#### [Supplied material]

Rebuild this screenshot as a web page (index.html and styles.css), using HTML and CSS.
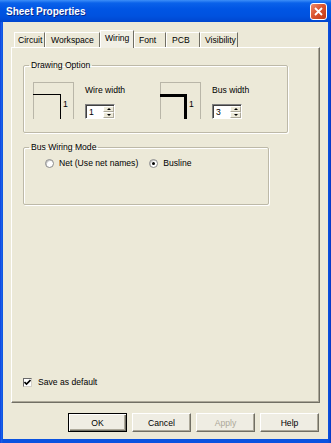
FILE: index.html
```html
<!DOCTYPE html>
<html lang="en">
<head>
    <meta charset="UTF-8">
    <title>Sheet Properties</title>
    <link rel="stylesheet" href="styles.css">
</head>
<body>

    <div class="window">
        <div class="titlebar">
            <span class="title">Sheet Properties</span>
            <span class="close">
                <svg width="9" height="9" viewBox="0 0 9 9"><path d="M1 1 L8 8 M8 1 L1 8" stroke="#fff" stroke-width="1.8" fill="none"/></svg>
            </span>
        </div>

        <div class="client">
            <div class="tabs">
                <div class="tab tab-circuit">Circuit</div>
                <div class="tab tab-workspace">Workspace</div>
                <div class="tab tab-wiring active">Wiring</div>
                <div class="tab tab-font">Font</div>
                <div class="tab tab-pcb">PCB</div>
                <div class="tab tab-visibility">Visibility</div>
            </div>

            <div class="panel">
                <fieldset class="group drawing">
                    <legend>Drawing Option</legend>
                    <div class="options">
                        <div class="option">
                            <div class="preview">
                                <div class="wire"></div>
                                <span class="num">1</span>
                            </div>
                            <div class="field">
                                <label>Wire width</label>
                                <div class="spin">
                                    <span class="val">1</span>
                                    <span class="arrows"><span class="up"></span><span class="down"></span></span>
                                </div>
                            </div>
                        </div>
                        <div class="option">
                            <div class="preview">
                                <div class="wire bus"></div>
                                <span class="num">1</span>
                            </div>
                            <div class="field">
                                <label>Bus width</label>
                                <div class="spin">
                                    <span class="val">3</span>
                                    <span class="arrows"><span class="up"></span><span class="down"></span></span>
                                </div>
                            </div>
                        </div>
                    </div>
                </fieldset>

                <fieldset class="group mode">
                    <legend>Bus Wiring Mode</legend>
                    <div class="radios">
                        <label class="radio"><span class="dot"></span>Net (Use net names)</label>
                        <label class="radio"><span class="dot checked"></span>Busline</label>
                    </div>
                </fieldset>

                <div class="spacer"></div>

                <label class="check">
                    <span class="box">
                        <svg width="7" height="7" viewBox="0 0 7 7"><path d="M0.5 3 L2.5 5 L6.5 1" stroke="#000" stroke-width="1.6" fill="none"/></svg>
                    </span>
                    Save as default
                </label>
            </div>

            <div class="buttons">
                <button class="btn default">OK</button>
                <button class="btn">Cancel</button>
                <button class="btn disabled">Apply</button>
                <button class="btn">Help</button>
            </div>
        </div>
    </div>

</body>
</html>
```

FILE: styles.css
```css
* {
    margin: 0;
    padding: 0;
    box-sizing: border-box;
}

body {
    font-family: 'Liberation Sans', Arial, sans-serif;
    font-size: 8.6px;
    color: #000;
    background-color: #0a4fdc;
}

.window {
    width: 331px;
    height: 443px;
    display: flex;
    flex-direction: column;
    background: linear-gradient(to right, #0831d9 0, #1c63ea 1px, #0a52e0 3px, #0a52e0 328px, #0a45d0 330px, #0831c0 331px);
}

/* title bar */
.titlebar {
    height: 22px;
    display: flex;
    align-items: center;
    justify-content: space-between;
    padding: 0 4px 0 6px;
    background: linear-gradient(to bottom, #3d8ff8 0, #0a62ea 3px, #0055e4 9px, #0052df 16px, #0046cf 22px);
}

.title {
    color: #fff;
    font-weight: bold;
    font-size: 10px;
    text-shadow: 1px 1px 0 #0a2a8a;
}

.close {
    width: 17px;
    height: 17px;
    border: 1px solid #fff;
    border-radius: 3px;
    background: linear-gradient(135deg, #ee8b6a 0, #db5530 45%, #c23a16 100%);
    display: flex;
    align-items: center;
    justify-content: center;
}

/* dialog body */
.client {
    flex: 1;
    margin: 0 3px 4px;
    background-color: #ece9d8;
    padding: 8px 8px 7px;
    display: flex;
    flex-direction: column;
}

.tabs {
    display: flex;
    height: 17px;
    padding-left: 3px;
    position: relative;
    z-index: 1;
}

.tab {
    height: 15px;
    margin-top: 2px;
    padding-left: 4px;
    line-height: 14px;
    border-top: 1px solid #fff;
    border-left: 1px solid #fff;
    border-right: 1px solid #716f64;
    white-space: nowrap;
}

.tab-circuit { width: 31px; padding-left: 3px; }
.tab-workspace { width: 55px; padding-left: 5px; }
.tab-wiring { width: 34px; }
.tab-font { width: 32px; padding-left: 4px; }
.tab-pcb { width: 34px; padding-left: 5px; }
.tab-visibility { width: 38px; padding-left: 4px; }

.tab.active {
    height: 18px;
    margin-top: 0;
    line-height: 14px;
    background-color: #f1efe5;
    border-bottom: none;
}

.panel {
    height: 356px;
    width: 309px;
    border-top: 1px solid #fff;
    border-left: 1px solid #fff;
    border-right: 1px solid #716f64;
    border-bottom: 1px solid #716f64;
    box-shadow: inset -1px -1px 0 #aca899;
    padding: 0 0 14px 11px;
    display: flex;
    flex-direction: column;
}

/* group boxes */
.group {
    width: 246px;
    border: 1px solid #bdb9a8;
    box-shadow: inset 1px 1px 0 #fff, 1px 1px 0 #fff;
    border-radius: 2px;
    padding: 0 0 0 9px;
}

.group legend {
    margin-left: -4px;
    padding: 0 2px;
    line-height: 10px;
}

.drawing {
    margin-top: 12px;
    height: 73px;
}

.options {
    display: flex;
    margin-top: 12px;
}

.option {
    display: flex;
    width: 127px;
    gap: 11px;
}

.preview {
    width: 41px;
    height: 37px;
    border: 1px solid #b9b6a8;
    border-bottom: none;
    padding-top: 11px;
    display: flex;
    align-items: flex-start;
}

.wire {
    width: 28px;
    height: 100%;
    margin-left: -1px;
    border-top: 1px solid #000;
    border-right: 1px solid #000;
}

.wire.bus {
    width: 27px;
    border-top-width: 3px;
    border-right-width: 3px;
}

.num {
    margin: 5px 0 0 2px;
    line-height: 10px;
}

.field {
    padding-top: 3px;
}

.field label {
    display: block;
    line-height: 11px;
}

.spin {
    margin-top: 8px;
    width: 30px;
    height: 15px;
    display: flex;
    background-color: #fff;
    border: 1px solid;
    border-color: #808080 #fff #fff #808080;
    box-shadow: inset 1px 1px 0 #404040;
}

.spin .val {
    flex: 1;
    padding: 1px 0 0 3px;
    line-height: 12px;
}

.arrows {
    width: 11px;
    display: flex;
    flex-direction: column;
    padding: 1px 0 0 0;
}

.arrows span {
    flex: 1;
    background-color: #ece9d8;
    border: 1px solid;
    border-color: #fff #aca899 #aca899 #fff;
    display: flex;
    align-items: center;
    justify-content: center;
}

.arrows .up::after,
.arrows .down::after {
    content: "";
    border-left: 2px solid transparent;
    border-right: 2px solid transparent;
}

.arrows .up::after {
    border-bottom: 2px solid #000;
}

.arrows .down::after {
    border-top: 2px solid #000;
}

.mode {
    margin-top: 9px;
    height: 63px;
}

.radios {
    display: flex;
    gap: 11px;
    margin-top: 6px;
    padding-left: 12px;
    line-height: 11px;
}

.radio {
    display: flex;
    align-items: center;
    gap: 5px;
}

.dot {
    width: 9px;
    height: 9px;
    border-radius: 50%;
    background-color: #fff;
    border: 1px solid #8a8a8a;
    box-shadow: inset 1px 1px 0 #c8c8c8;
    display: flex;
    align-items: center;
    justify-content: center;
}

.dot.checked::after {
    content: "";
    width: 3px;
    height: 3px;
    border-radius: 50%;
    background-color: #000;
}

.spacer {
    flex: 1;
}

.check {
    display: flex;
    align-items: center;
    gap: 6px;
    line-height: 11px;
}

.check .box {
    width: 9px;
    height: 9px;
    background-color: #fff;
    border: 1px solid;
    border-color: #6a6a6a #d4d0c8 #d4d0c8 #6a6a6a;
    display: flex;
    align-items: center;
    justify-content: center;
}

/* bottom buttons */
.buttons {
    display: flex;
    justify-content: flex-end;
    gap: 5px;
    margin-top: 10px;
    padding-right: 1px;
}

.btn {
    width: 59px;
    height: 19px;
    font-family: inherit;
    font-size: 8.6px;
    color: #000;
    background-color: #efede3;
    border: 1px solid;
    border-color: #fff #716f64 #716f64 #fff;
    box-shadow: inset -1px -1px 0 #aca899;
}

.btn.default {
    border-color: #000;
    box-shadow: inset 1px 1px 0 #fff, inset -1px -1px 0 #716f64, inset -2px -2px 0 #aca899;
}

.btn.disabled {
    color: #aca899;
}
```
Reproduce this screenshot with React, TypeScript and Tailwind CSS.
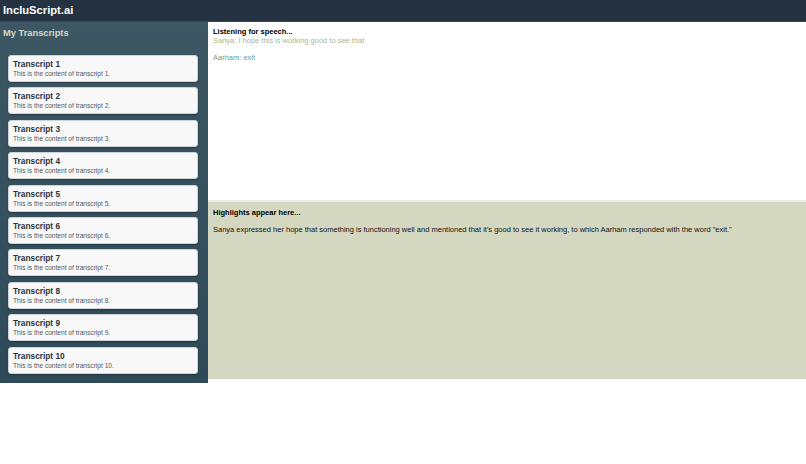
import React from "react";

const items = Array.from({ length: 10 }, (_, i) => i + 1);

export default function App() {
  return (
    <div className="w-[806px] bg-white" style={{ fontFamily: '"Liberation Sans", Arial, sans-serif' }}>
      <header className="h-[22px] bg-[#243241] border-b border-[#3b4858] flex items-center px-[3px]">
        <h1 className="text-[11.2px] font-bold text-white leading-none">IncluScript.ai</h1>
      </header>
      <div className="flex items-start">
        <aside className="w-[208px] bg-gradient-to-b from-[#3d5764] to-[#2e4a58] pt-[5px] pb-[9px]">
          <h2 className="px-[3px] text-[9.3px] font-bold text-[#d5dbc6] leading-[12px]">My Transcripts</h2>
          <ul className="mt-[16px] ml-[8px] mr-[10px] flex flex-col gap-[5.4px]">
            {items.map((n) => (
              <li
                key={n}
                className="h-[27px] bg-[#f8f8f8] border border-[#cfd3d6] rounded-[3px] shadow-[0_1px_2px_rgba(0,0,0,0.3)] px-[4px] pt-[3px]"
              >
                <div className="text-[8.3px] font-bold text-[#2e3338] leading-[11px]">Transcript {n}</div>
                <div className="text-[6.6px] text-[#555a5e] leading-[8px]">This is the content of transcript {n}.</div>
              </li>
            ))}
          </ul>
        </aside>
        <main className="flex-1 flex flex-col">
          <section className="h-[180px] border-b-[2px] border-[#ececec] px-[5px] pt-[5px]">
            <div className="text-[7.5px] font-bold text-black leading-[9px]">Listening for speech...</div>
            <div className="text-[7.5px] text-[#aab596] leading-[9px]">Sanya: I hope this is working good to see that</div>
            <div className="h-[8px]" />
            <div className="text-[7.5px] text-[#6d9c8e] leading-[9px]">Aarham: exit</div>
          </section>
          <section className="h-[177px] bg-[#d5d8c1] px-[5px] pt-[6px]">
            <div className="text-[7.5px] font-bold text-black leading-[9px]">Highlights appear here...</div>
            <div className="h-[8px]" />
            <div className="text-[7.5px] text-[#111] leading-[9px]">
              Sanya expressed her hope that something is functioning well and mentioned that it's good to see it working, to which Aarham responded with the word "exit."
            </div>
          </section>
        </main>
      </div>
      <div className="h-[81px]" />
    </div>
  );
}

#### [Request]
Out of the records, collect only those lines that contain the string "React".

#### [Worked solution]
Reproduce this screenshot with React, TypeScript and Tailwind CSS.
import React from "react";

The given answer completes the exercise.